### WORK TO COMPLETE
Exactly reproduce all the records, keeping pictures out of the copy.

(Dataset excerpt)

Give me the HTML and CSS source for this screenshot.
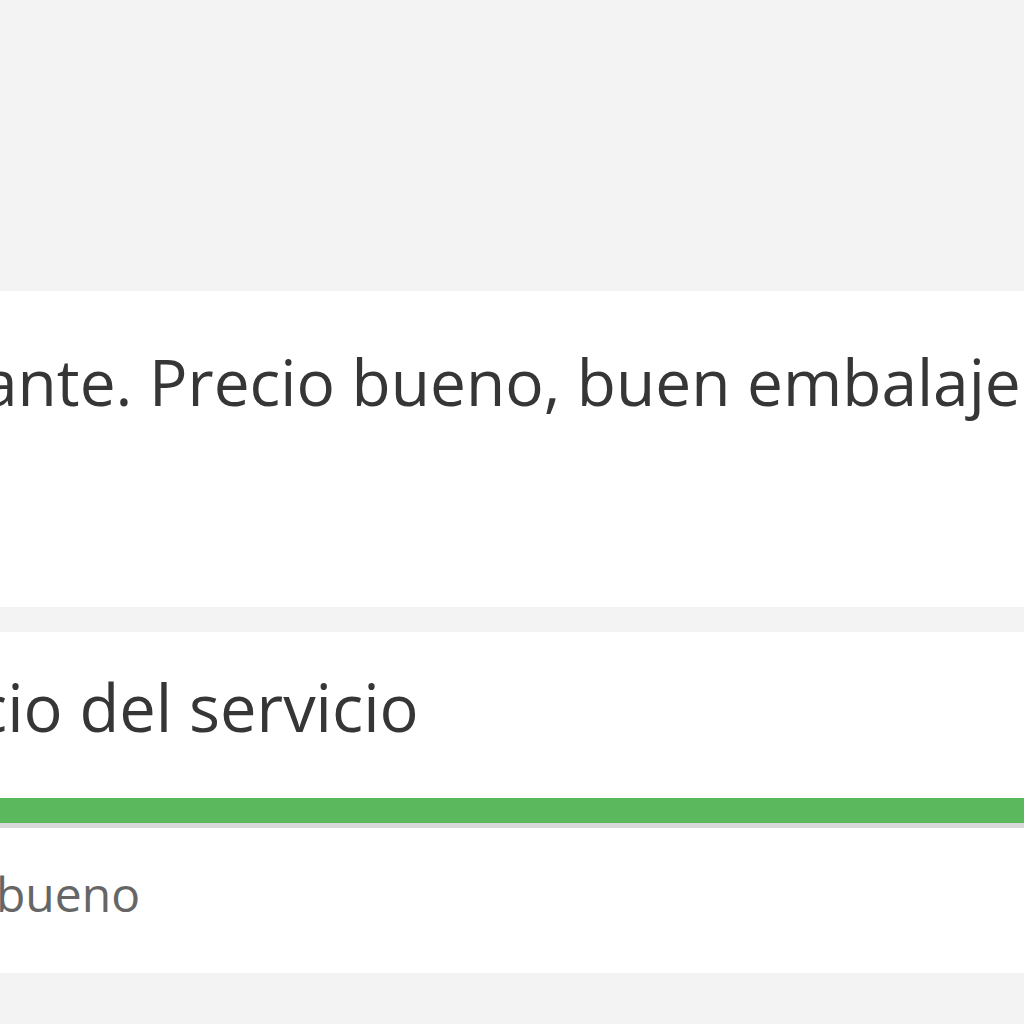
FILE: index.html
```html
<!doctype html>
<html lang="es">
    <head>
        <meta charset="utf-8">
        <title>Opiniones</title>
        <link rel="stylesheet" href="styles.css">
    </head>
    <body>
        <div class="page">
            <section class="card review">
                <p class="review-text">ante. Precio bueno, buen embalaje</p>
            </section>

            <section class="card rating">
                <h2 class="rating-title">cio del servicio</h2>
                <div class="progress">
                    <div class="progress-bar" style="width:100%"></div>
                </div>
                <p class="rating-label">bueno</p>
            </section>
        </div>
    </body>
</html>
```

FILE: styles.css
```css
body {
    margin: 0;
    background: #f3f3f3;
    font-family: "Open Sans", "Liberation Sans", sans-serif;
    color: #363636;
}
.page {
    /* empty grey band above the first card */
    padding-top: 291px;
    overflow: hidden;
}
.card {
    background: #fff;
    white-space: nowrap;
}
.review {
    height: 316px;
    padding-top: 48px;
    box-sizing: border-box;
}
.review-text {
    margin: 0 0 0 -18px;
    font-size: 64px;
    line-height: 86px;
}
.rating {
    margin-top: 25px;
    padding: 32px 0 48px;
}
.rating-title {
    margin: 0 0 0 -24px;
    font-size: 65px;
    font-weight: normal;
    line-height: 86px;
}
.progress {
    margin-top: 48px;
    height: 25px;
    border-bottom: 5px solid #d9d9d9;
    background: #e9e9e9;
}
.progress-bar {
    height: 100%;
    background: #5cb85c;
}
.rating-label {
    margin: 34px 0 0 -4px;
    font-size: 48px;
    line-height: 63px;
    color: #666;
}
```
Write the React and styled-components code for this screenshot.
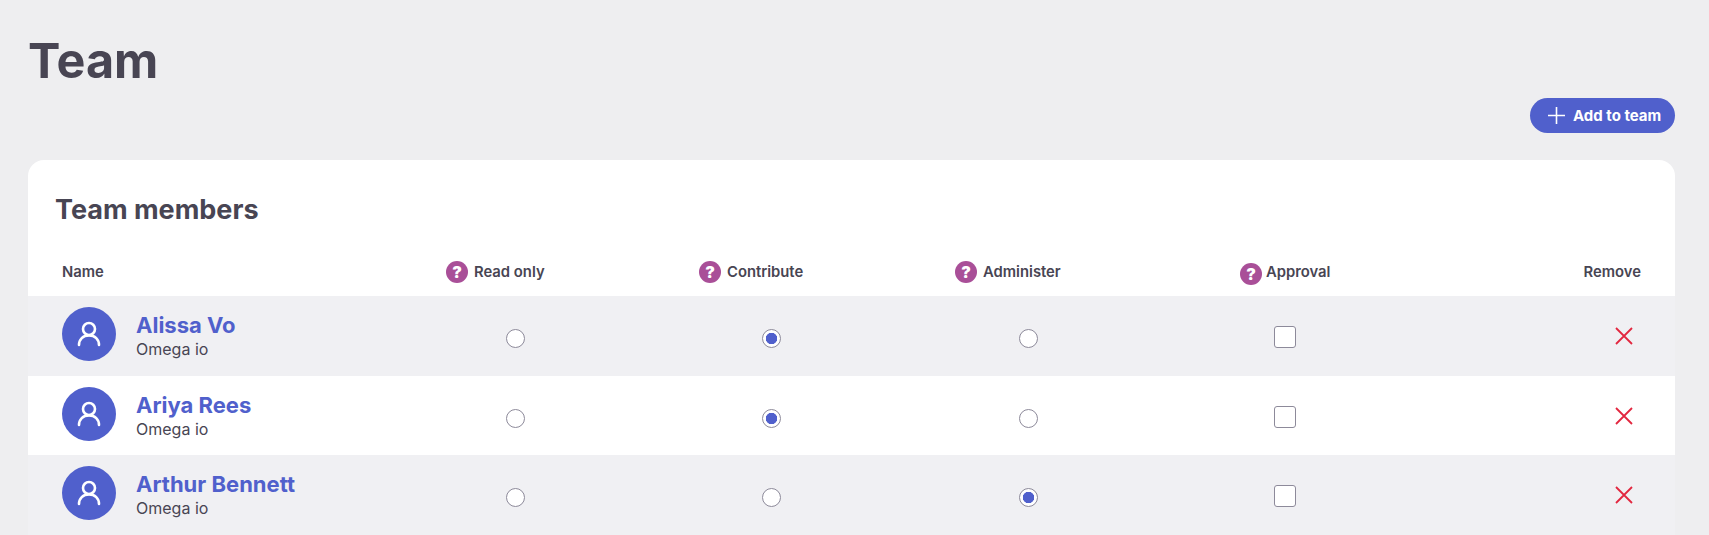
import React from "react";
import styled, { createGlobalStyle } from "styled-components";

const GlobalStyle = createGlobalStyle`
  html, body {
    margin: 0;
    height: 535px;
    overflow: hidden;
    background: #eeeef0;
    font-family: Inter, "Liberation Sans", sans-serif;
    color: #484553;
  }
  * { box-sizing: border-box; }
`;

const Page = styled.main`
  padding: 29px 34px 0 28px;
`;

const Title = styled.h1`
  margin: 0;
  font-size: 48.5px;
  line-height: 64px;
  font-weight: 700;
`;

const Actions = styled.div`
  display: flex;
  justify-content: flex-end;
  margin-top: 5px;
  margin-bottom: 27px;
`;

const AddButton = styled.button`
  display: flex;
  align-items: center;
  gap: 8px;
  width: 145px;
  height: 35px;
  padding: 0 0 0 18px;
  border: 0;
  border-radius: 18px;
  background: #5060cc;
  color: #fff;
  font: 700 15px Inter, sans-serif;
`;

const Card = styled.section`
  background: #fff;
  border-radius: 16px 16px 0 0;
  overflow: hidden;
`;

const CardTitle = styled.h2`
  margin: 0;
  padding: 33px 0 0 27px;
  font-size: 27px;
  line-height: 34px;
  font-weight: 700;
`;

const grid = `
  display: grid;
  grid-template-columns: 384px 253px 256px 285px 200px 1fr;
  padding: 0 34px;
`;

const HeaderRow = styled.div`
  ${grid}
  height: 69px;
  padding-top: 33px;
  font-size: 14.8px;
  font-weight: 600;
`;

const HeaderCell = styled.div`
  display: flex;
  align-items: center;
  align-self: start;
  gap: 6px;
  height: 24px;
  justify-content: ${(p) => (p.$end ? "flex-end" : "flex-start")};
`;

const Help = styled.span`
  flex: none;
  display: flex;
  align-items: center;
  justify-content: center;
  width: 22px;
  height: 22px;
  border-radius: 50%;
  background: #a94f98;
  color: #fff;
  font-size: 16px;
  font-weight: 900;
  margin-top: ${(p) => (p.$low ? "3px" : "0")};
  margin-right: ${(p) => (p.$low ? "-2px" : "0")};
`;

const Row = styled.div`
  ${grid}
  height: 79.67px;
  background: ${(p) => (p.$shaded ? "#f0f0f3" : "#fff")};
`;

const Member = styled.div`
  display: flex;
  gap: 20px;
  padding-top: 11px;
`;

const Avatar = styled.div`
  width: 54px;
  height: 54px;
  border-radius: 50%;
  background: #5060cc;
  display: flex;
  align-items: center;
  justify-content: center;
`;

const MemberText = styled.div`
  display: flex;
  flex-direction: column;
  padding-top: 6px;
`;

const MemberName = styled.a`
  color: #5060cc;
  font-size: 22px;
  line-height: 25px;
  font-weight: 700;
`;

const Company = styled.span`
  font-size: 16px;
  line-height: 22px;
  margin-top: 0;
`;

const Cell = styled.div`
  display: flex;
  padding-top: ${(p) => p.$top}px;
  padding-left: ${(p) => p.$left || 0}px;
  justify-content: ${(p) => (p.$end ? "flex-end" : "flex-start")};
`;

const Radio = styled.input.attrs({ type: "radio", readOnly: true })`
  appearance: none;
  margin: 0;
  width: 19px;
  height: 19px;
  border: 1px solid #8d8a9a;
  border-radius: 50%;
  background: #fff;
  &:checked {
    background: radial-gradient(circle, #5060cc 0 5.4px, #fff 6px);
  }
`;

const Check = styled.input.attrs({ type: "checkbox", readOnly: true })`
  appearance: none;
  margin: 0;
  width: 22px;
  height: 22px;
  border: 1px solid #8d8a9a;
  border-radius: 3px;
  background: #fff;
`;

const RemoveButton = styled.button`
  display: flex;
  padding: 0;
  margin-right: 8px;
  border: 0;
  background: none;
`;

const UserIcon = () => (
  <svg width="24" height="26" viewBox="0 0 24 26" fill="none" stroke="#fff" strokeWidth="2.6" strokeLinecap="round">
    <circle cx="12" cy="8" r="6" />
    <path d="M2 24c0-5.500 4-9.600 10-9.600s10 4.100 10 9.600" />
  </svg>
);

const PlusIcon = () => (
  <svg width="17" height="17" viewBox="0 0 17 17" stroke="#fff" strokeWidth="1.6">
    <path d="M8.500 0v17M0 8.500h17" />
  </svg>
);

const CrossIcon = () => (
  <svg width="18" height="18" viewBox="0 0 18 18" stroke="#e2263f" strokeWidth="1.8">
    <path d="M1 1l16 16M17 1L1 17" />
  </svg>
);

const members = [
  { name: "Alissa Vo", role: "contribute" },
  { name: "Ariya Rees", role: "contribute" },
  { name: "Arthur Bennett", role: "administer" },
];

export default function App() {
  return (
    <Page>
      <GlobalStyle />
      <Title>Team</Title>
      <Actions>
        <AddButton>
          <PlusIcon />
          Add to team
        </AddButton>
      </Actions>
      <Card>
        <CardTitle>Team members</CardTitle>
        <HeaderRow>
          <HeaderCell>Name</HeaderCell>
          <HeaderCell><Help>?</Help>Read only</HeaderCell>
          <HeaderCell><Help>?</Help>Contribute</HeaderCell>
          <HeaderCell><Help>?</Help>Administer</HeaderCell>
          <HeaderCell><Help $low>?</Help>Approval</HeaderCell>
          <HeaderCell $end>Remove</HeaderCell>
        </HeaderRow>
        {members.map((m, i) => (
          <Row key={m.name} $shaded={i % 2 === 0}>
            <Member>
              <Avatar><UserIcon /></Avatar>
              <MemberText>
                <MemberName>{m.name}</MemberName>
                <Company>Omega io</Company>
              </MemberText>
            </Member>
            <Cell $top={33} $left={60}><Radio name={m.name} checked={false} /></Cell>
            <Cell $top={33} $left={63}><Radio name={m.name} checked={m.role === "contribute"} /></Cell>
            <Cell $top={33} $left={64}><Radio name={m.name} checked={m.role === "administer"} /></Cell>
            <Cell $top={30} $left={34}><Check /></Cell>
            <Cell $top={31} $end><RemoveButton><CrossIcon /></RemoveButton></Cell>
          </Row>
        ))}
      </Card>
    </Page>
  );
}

### ANSWER BELOW
Give me the HTML and CSS source for this screenshot.
FILE: index.html
```html
<!doctype html>
<html lang="es">
    <head>
        <meta charset="utf-8">
        <title>Opiniones</title>
        <link rel="stylesheet" href="styles.css">
    </head>
    <body>
        <div class="page">
            <section class="card review">
                <p class="review-text">ante. Precio bueno, buen embalaje</p>
            </section>

            <section class="card rating">
                <h2 class="rating-title">cio del servicio</h2>
                <div class="progress">
                    <div class="progress-bar" style="width:100%"></div>
                </div>
                <p class="rating-label">bueno</p>
            </section>
        </div>
    </body>
</html>
```

FILE: styles.css
```css
body {
    margin: 0;
    background: #f3f3f3;
    font-family: "Open Sans", "Liberation Sans", sans-serif;
    color: #363636;
}
.page {
    /* empty grey band above the first card */
    padding-top: 291px;
    overflow: hidden;
}
.card {
    background: #fff;
    white-space: nowrap;
}
.review {
    height: 316px;
    padding-top: 48px;
    box-sizing: border-box;
}
.review-text {
    margin: 0 0 0 -18px;
    font-size: 64px;
    line-height: 86px;
}
.rating {
    margin-top: 25px;
    padding: 32px 0 48px;
}
.rating-title {
    margin: 0 0 0 -24px;
    font-size: 65px;
    font-weight: normal;
    line-height: 86px;
}
.progress {
    margin-top: 48px;
    height: 25px;
    border-bottom: 5px solid #d9d9d9;
    background: #e9e9e9;
}
.progress-bar {
    height: 100%;
    background: #5cb85c;
}
.rating-label {
    margin: 34px 0 0 -4px;
    font-size: 48px;
    line-height: 63px;
    color: #666;
}
```
Write the React and styled-components code for this screenshot.
import React from "react";
import styled, { createGlobalStyle } from "styled-components";

const GlobalStyle = createGlobalStyle`
  html, body {
    margin: 0;
    height: 535px;
    overflow: hidden;
    background: #eeeef0;
    font-family: Inter, "Liberation Sans", sans-serif;
    color: #484553;
  }
  * { box-sizing: border-box; }
`;

const Page = styled.main`
  padding: 29px 34px 0 28px;
`;

const Title = styled.h1`
  margin: 0;
  font-size: 48.5px;
  line-height: 64px;
  font-weight: 700;
`;

const Actions = styled.div`
  display: flex;
  justify-content: flex-end;
  margin-top: 5px;
  margin-bottom: 27px;
`;

const AddButton = styled.button`
  display: flex;
  align-items: center;
  gap: 8px;
  width: 145px;
  height: 35px;
  padding: 0 0 0 18px;
  border: 0;
  border-radius: 18px;
  background: #5060cc;
  color: #fff;
  font: 700 15px Inter, sans-serif;
`;

const Card = styled.section`
  background: #fff;
  border-radius: 16px 16px 0 0;
  overflow: hidden;
`;

const CardTitle = styled.h2`
  margin: 0;
  padding: 33px 0 0 27px;
  font-size: 27px;
  line-height: 34px;
  font-weight: 700;
`;

const grid = `
  display: grid;
  grid-template-columns: 384px 253px 256px 285px 200px 1fr;
  padding: 0 34px;
`;

const HeaderRow = styled.div`
  ${grid}
  height: 69px;
  padding-top: 33px;
  font-size: 14.8px;
  font-weight: 600;
`;

const HeaderCell = styled.div`
  display: flex;
  align-items: center;
  align-self: start;
  gap: 6px;
  height: 24px;
  justify-content: ${(p) => (p.$end ? "flex-end" : "flex-start")};
`;

const Help = styled.span`
  flex: none;
  display: flex;
  align-items: center;
  justify-content: center;
  width: 22px;
  height: 22px;
  border-radius: 50%;
  background: #a94f98;
  color: #fff;
  font-size: 16px;
  font-weight: 900;
  margin-top: ${(p) => (p.$low ? "3px" : "0")};
  margin-right: ${(p) => (p.$low ? "-2px" : "0")};
`;

const Row = styled.div`
  ${grid}
  height: 79.67px;
  background: ${(p) => (p.$shaded ? "#f0f0f3" : "#fff")};
`;

const Member = styled.div`
  display: flex;
  gap: 20px;
  padding-top: 11px;
`;

const Avatar = styled.div`
  width: 54px;
  height: 54px;
  border-radius: 50%;
  background: #5060cc;
  display: flex;
  align-items: center;
  justify-content: center;
`;

const MemberText = styled.div`
  display: flex;
  flex-direction: column;
  padding-top: 6px;
`;

const MemberName = styled.a`
  color: #5060cc;
  font-size: 22px;
  line-height: 25px;
  font-weight: 700;
`;

const Company = styled.span`
  font-size: 16px;
  line-height: 22px;
  margin-top: 0;
`;

const Cell = styled.div`
  display: flex;
  padding-top: ${(p) => p.$top}px;
  padding-left: ${(p) => p.$left || 0}px;
  justify-content: ${(p) => (p.$end ? "flex-end" : "flex-start")};
`;

const Radio = styled.input.attrs({ type: "radio", readOnly: true })`
  appearance: none;
  margin: 0;
  width: 19px;
  height: 19px;
  border: 1px solid #8d8a9a;
  border-radius: 50%;
  background: #fff;
  &:checked {
    background: radial-gradient(circle, #5060cc 0 5.4px, #fff 6px);
  }
`;

const Check = styled.input.attrs({ type: "checkbox", readOnly: true })`
  appearance: none;
  margin: 0;
  width: 22px;
  height: 22px;
  border: 1px solid #8d8a9a;
  border-radius: 3px;
  background: #fff;
`;

const RemoveButton = styled.button`
  display: flex;
  padding: 0;
  margin-right: 8px;
  border: 0;
  background: none;
`;

const UserIcon = () => (
  <svg width="24" height="26" viewBox="0 0 24 26" fill="none" stroke="#fff" strokeWidth="2.6" strokeLinecap="round">
    <circle cx="12" cy="8" r="6" />
    <path d="M2 24c0-5.500 4-9.600 10-9.600s10 4.100 10 9.600" />
  </svg>
);

const PlusIcon = () => (
  <svg width="17" height="17" viewBox="0 0 17 17" stroke="#fff" strokeWidth="1.6">
    <path d="M8.500 0v17M0 8.500h17" />
  </svg>
);

const CrossIcon = () => (
  <svg width="18" height="18" viewBox="0 0 18 18" stroke="#e2263f" strokeWidth="1.8">
    <path d="M1 1l16 16M17 1L1 17" />
  </svg>
);

const members = [
  { name: "Alissa Vo", role: "contribute" },
  { name: "Ariya Rees", role: "contribute" },
  { name: "Arthur Bennett", role: "administer" },
];

export default function App() {
  return (
    <Page>
      <GlobalStyle />
      <Title>Team</Title>
      <Actions>
        <AddButton>
          <PlusIcon />
          Add to team
        </AddButton>
      </Actions>
      <Card>
        <CardTitle>Team members</CardTitle>
        <HeaderRow>
          <HeaderCell>Name</HeaderCell>
          <HeaderCell><Help>?</Help>Read only</HeaderCell>
          <HeaderCell><Help>?</Help>Contribute</HeaderCell>
          <HeaderCell><Help>?</Help>Administer</HeaderCell>
          <HeaderCell><Help $low>?</Help>Approval</HeaderCell>
          <HeaderCell $end>Remove</HeaderCell>
        </HeaderRow>
        {members.map((m, i) => (
          <Row key={m.name} $shaded={i % 2 === 0}>
            <Member>
              <Avatar><UserIcon /></Avatar>
              <MemberText>
                <MemberName>{m.name}</MemberName>
                <Company>Omega io</Company>
              </MemberText>
            </Member>
            <Cell $top={33} $left={60}><Radio name={m.name} checked={false} /></Cell>
            <Cell $top={33} $left={63}><Radio name={m.name} checked={m.role === "contribute"} /></Cell>
            <Cell $top={33} $left={64}><Radio name={m.name} checked={m.role === "administer"} /></Cell>
            <Cell $top={30} $left={34}><Check /></Cell>
            <Cell $top={31} $end><RemoveButton><CrossIcon /></RemoveButton></Cell>
          </Row>
        ))}
      </Card>
    </Page>
  );
}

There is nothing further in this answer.